A los 20 crees que el peligro es ir a 160 kilómetros por hora o mezclar whisky con cerveza. Pero luego cumples 35 o 40, das a luz y descubres que el verdadero peligro no está ya tanto dentro de ti, sino en lo que crece ahí fuera: una cría con gestos parecidos a los tuyos o acaso una cara similar, pero más bajita. Una niña o un niño que se va a hacer heridas. Ese adulto o esa adulta que, con el paso del tiempo, se las tendrá que arrancar.

De pequeño podías soplarle en las costras que sangraba. Pero qué puedes hacer hoy. Qué mierda puedes hacer cuando hay una habitación cerrada, una rotura fuera de tu analgesia y un corazón tras una reja.

Ahora que ha crecido tanto, sabes que la felicidad es la ausencia de dolor: para empezar, la suya. Eso lo sabes -por ejemplo- cuando suena el teléfono, te preguntan por ese nombre que tanto tiempo tardasteis en ponerle -«¿es usted la madre de Tal o Cual?»- y te estalla la vida. Cuando abres un sobre, lees un diagnóstico y se te nubla vista. Cuando tomas una curva y, bueno, en fin, de repente nada vuelve a ser lo mismo para los que viajan atrás.

Sabes que la felicidad es justo el rato de antes del dolor tremendo de cabeza, de muelas, de memoria o de olvido. Ese rato que no sabías que lo era, como un viaje en el que no miraste lo suficiente por la ventana.

La felicidad no es el Porsche que tenías en la cabeza, sino el viento en la cara de la vieja BH, su herrumbre de risas y ríos y caras iluminadas en una noche de verano en torno a una cerilla. O esa otra bici con ruedines que empujabas con una mano.

La felicidad es, sobre todo, la felicidad delegada. Esa que anida en el otro y te pone muy contento, esa que depositas en tu hijo o en tu hija como si fuera un huevo tibio que conviene calentar y devuelves a la incubadora, esa tan frágil que manejas con pulso de artificiero. Porque si estalla él o ella, estalláis todos en casa.

La felicidad, eh. Qué cosa más quebradiza y más traidora cuando tienes hijos.

Si eres madre o padre lo sabes: es como si tu posible fiebre dependiera de lo que marca su termómetro. De niña -cuando la veías así- podías metértela en la cama, contarle un cuento, mentirla a destajo. Qué no darías ahora para que te pudiera transfundir su dolor.
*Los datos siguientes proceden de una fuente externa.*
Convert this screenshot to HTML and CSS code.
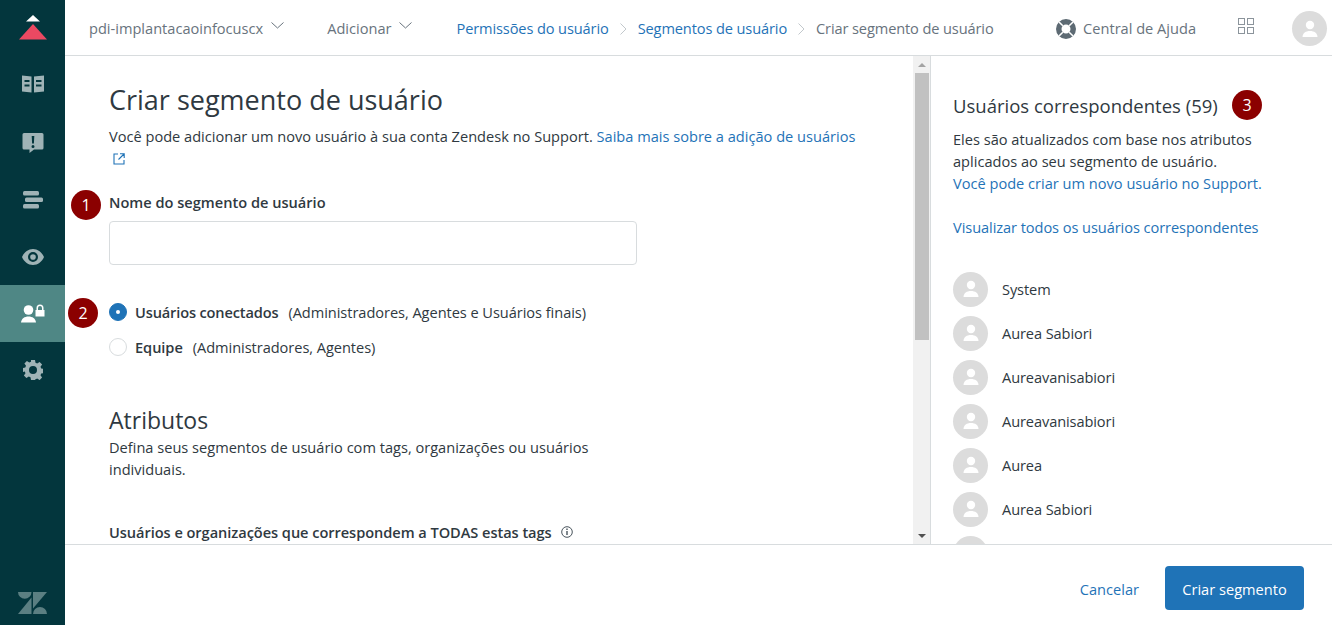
FILE: index.html
```html
<!DOCTYPE html>
<html lang="pt">
<head>
<meta charset="utf-8">
<title>Criar segmento de usuário</title>
<link rel="stylesheet" href="styles.css">
</head>
<body>
<div class="app">
  <nav class="sidebar">
    <div class="logo">
      <svg width="30" height="26" viewBox="0 0 30 26"><path fill="#fff" d="M15 0l7 6.500H8z"/><path fill="#eb4962" d="M15 9l14 15.500H1z"/></svg>
    </div>
    <a class="nav-item nav-book">
      <svg width="24" height="20" viewBox="0 0 24 20"><path fill="#9fb3b6" fill-rule="evenodd" d="M1 1.500l9.500 1v16L1 17.500zM13 2.500l10-1v16l-10 1zM3.500 6v2h5V6zM3.500 10.500v2h5v-2zM15 6v2h5.500V6zM15 10.500v2h5.500v-2z"/></svg>
    </a>
    <a class="nav-item">
      <svg width="22" height="20" viewBox="0 0 22 20"><path fill="#9fb3b6" fill-rule="evenodd" d="M2 0h18a1.500 1.500 0 0 1 1.500 1.500v13.500a1.500 1.500 0 0 1-1.500 1.500H12L7.500 20v-3.500H2A1.500 1.500 0 0 1 .5 15V1.500A1.500 1.500 0 0 1 2 0zM9.700 3l.4 7.500h1.800l.4-7.500zM11 12a1.500 1.500 0 1 0 0 3 1.500 1.500 0 0 0 0-3z"/></svg>
    </a>
    <a class="nav-item">
      <svg width="22" height="18" viewBox="0 0 22 18"><g fill="#9fb3b6"><rect x="1" y="0" width="16" height="4.500" rx="1.500"/><rect x="3" y="6.500" width="18" height="4.500" rx="1.500"/><rect x="1" y="13" width="16" height="4.500" rx="1.500"/></g></svg>
    </a>
    <a class="nav-item">
      <svg width="22" height="16" viewBox="0 0 22 16"><path fill="#9fb3b6" fill-rule="evenodd" d="M11 0c5 0 9 3.500 11 8-2 4.500-6 8-11 8S2 12.500 0 8c2-4.500 6-8 11-8zm0 3a5 5 0 1 0 0 10 5 5 0 0 0 0-10zm0 2.200a2.800 2.800 0 1 1 0 5.600 2.800 2.800 0 0 1 0-5.600z"/></svg>
    </a>
    <a class="nav-item nav-active">
      <svg width="24" height="20" viewBox="0 0 24 20"><g fill="#fff"><circle cx="7.500" cy="6" r="4.800"/><path d="M0 18.500c.5-4 3.500-6 7.500-6s7 2 7.500 6z"/><path fill-rule="evenodd" d="M15.500 6V4a3.500 3.500 0 0 1 7 0v2H23.500v6.500h-9V6zm1.500 0h4V4a2 2 0 0 0-4 0z"/></g></svg>
    </a>
    <a class="nav-item nav-gear">
      <svg width="20" height="20" viewBox="0 0 20 20"><path fill="#9fb3b6" fill-rule="evenodd" d="M8 0h4l.5 2.800 1.700.7 2.400-1.600 2.500 2.500-1.600 2.400.7 1.700 2.800.5v4l-2.800.5-.7 1.700 1.600 2.400-2.500 2.500-2.400-1.600-1.700.7L12 20H8l-.5-2.800-1.700-.7-2.400 1.600-2.500-2.500 1.600-2.400-.7-1.700L-.5 12V8l2.800-.5.7-1.700L1.400 3.400 3.900.9l2.400 1.600 1.700-.7zM10 6a4 4 0 1 0 0 8 4 4 0 0 0 0-8z"/></svg>
    </a>
    <div class="zd-logo">
      <svg width="29" height="22" viewBox="0 0 29 22"><g fill="#5b7f82"><path d="M15 0h14L15 16.500z"/><path d="M13.500 5.500V22H0z"/><path d="M15 22a7 7 0 0 1 14 0z"/><path d="M0 0a6.750 6.750 0 0 0 13.500 0z"/></g></svg>
    </div>
  </nav>

  <div class="main">
    <header class="topbar">
      <span class="menu">pdi-implantacaoinfocuscx<svg class="chev" width="13" height="7" viewBox="0 0 13 7"><path d="M.5.500l6 5.500 6-5.500" fill="none" stroke="#68737d"/></svg></span>
      <span class="menu menu-add">Adicionar<svg class="chev" width="13" height="7" viewBox="0 0 13 7"><path d="M.5.500l6 5.500 6-5.500" fill="none" stroke="#68737d"/></svg></span>
      <div class="crumbs">
        <a class="link">Permissões do usuário</a>
        <svg class="sep" width="7" height="12" viewBox="0 0 7 12"><path d="M.5.500l5.500 5.500-5.500 5.500" fill="none" stroke="#c2c8cc"/></svg>
        <a class="link">Segmentos de usuário</a>
        <svg class="sep" width="7" height="12" viewBox="0 0 7 12"><path d="M.5.500l5.500 5.500-5.500 5.500" fill="none" stroke="#c2c8cc"/></svg>
        <span class="crumb-current">Criar segmento de usuário</span>
      </div>
      <div class="top-right">
        <svg class="help-icon" width="20" height="20" viewBox="0 0 20 20"><path fill="#5d6a73" fill-rule="evenodd" d="M10 0a10 10 0 1 1 0 20 10 10 0 0 1 0-20zm0 5.500a4.500 4.500 0 1 0 0 9 4.500 4.500 0 0 0 0-9z"/><path stroke="#fff" stroke-width="1.500" d="M3 3l3.800 3.800M17 3l-3.800 3.800M3 17l3.800-3.800M17 17l-3.800-3.800"/></svg>
        <span class="help-text">Central de Ajuda</span>
        <svg class="grid-icon" width="16" height="16" viewBox="0 0 16 16"><g fill="none" stroke="#8b949b"><rect x=".5" y=".5" width="6" height="6"/><rect x="9.500" y=".5" width="6" height="6"/><rect x=".5" y="9.500" width="6" height="6"/><rect x="9.500" y="9.500" width="6" height="6"/></g></svg>
        <span class="avatar avatar-top"><svg width="20" height="20" viewBox="0 0 20 20"><use href="#person"/></svg></span>
      </div>
    </header>

    <div class="body">
      <section class="pane">
        <div class="content">
          <h1 class="title">Criar segmento de usuário</h1>
          <p class="intro">Você pode adicionar um novo usuário à sua conta Zendesk no Support. <a class="link">Saiba mais sobre a adição de usuários</a><br><svg class="ext" width="12" height="12" viewBox="0 0 12 12"><path d="M5 1H1v10h10V7M7 .8h4.200V5M11 1L5.500 6.500" fill="none" stroke="#1f73b7" stroke-width="1.100"/></svg></p>
          <div class="field">
            <label class="label">Nome do segmento de usuário<span class="marker marker-1">1</span></label>
            <input class="input" type="text">
          </div>
          <div class="radios">
            <div class="radio-row"><span class="radio radio-on"></span><b class="strong strong-tight">Usuários conectados</b><span class="hint">(Administradores, Agentes e Usuários finais)</span><span class="marker marker-2">2</span></div>
            <div class="radio-row"><span class="radio"></span><b class="strong">Equipe</b><span class="hint">(Administradores, Agentes)</span></div>
          </div>
          <h2 class="attr-title">Atributos</h2>
          <p class="attr-text">Defina seus segmentos de usuário com tags, organizações ou usuários individuais.</p>
          <div class="tags-label"><b class="strong">Usuários e organizações que correspondem a TODAS estas tags</b><svg class="info" width="12" height="12" viewBox="0 0 12 12"><circle cx="6" cy="6" r="5.300" fill="none" stroke="#49545c"/><path stroke="#49545c" stroke-width="1.400" d="M6 5v4M6 2.600v1.400"/></svg></div>
        </div>
        <div class="scrollbar">
          <span class="arrow arrow-up"></span>
          <span class="thumb"></span>
          <span class="arrow arrow-down"></span>
        </div>
      </section>
      <aside class="panel">
        <h3 class="panel-title">Usuários correspondentes (59)<span class="marker marker-3">3</span></h3>
        <p class="panel-text">Eles são atualizados com base nos atributos aplicados ao seu segmento de usuário.<br><a class="link">Você pode criar um novo usuário no Support.</a></p>
        <a class="link all-link">Visualizar todos os usuários correspondentes</a>
        <ul class="users">
          <li class="user"><span class="avatar"><svg width="20" height="20" viewBox="0 0 20 20"><use href="#person"/></svg></span>System</li>
          <li class="user"><span class="avatar"><svg width="20" height="20" viewBox="0 0 20 20"><use href="#person"/></svg></span>Aurea Sabiori</li>
          <li class="user"><span class="avatar"><svg width="20" height="20" viewBox="0 0 20 20"><use href="#person"/></svg></span>Aureavanisabiori</li>
          <li class="user"><span class="avatar"><svg width="20" height="20" viewBox="0 0 20 20"><use href="#person"/></svg></span>Aureavanisabiori</li>
          <li class="user"><span class="avatar"><svg width="20" height="20" viewBox="0 0 20 20"><use href="#person"/></svg></span>Aurea</li>
          <li class="user"><span class="avatar"><svg width="20" height="20" viewBox="0 0 20 20"><use href="#person"/></svg></span>Aurea Sabiori</li>
          <li class="user"><span class="avatar"><svg width="20" height="20" viewBox="0 0 20 20"><use href="#person"/></svg></span></li>
        </ul>
      </aside>
    </div>

    <footer class="footer">
      <a class="link cancel">Cancelar</a>
      <button class="primary" type="button">Criar segmento</button>
    </footer>
  </div>
</div>
<svg class="defs" width="0" height="0"><defs><g id="person"><circle cx="10" cy="6" r="4.200" fill="#fff"/><path d="M2.500 18c.2-4 3.200-6 7.500-6s7.300 2 7.500 6z" fill="#fff"/></g></defs></svg>
</body>
</html>
```
FILE: styles.css
```css
* { box-sizing: border-box; }
html, body { margin: 0; height: 100%; overflow: hidden; }
body { font-family: "Open Sans", "Noto Sans", sans-serif; font-size: 14.6px; color: #2f3941; background: #fff; }
.defs { position: absolute; }
.app { display: flex; height: 625px; }
.sidebar { width: 65px; flex: none; background: #03363d; display: flex; flex-direction: column; }
.logo { height: 57px; display: flex; justify-content: center; padding-top: 15px; }
.nav-item { height: 57px; display: flex; align-items: center; justify-content: center; }
.nav-book { padding-bottom: 3px; }
.nav-gear { padding-bottom: 2px; }
.nav-active { background: #4f8785; }
.zd-logo { margin-top: auto; height: 33px; display: flex; justify-content: center; }
.main { flex: 1; min-width: 0; display: flex; flex-direction: column; }
.topbar { height: 56px; flex: none; border-bottom: 1px solid #d8dcde; display: flex; align-items: center; padding: 2px 5px 0 24px; color: #68737d; }
.menu { display: inline-flex; align-items: center; margin-top: -2px; }
.chev { margin: -4px 0 0 8px; }
.menu-add { margin-left: 43px; }
.crumbs { display: flex; align-items: center; margin: -2px 0 0 44px; letter-spacing: -.12px; }
.sep { margin: 3px 11px 0 11px; }
.link { color: #1f73b7; text-decoration: none; }
.top-right { margin-left: auto; display: flex; align-items: center; }
.help-text { margin: -2px 0 0 7px; }
.grid-icon { margin: -5px 0 0 42px; }
.avatar { width: 35px; height: 35px; border-radius: 50%; background: #dcdcdc; display: inline-flex; align-items: center; justify-content: center; flex: none; }
.avatar-top { margin-left: 38px; }
.body { flex: 1; min-height: 0; display: flex; border-bottom: 1px solid #d8dcde; }
.pane { width: 866px; flex: none; display: flex; border-right: 1px solid #d8dcde; overflow: hidden; }
.content { flex: 1; min-width: 0; padding: 27px 44px 0; overflow: hidden; }
.title { margin: 0; font-size: 27px; line-height: 34px; font-weight: 400; color: #2f3941; }
.intro { margin: 8px 0 0; line-height: 22px; }
.ext { vertical-align: -1px; margin-left: 4px; }
.field { margin-top: 22px; }
.label { display: block; position: relative; font-weight: 600; line-height: 22px; }
.input { display: block; width: 528px; height: 44px; margin-top: 8px; border: 1px solid #d8dcde; border-radius: 4px; background: #fff; }
.radios { margin-top: 29px; }
.radio-row { position: relative; display: flex; align-items: center; height: 35px; }
.radio { width: 18px; height: 18px; border-radius: 50%; border: 1px solid #d8dcde; margin: 1px 8px 0 0; flex: none; }
.radio-on { background: #1f73b7; border-color: #1f73b7; position: relative; }
.radio-on::after { content: ""; position: absolute; left: 6px; top: 6px; width: 4px; height: 4px; border-radius: 50%; background: #fff; }
.strong { font-weight: 600; letter-spacing: -.05px; }
.strong-tight { letter-spacing: -.15px; }
.hint { margin-left: 10px; letter-spacing: -.05px; }
.attr-title { margin: 41px 0 0; font-size: 23px; line-height: 30px; font-weight: 400; }
.attr-text { margin: 1px 0 0; width: 500px; line-height: 22px; }
.tags-label { margin-top: 41px; line-height: 22px; display: flex; align-items: center; }
.info { margin-left: 9px; }
.marker { position: absolute; width: 30px; height: 30px; border-radius: 50%; background: #8b0000; color: #fff; font-size: 16px; font-weight: 400; line-height: 30px; text-align: center; letter-spacing: 0; }
.marker-1 { left: -38px; top: -1px; }
.marker-2 { left: -41px; top: 4px; }
.marker-3 { left: 279px; top: -2px; }
.scrollbar { width: 17px; flex: none; background: #f1f1f1; display: flex; flex-direction: column; align-items: center; position: relative; }
.thumb { width: 14px; height: 267px; background: #c1c1c1; margin-top: 6px; }
.arrow { width: 0; height: 0; border-left: 4px solid transparent; border-right: 4px solid transparent; }
.arrow-up { border-bottom: 4px solid #a3a3a3; margin-top: 7px; }
.arrow-down { border-top: 4px solid #505050; margin-top: auto; margin-bottom: 6px; }
.panel { flex: 1; min-width: 0; padding: 36px 60px 0 22px; overflow: hidden; position: relative; }
.panel-title { position: relative; margin: 0; font-size: 18.5px; line-height: 28px; font-weight: 400; white-space: nowrap; }
.panel-text { margin: 8px 0 0; line-height: 22px; white-space: normal; }
.all-link { display: block; margin-top: 22px; line-height: 22px; white-space: nowrap; letter-spacing: -.07px; }
.users { list-style: none; margin: 29px 0 0; padding: 0; }
.user { height: 44px; display: flex; align-items: center; gap: 14px; letter-spacing: -.1px; }
.footer { height: 80px; flex: none; display: flex; align-items: center; justify-content: flex-end; padding: 6px 28px 0 0; }
.cancel { margin: 2px 26px 0 0; }
.primary { width: 139px; height: 44px; padding-top: 2px; background: #1f73b7; border: 0; border-radius: 4px; color: #fff; font: inherit; }
```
Por eso amaneces, entras a su cuarto y le dices haz la cama, recoge, estudia, el tiempo lo va a curar todo, ya verás. Como si no pasara nada. «Conviene que sigamos entrando frescos y decididos, habiendo dormido bien -parafraseamos a Andreu Navarra-, para repensar y celebrar nuestros futuros individuales». Porque el nuevo tiempo no va a llegar. Porque el nuevo tiempo, hija, comienza cada día a las 7.30 de la mañana.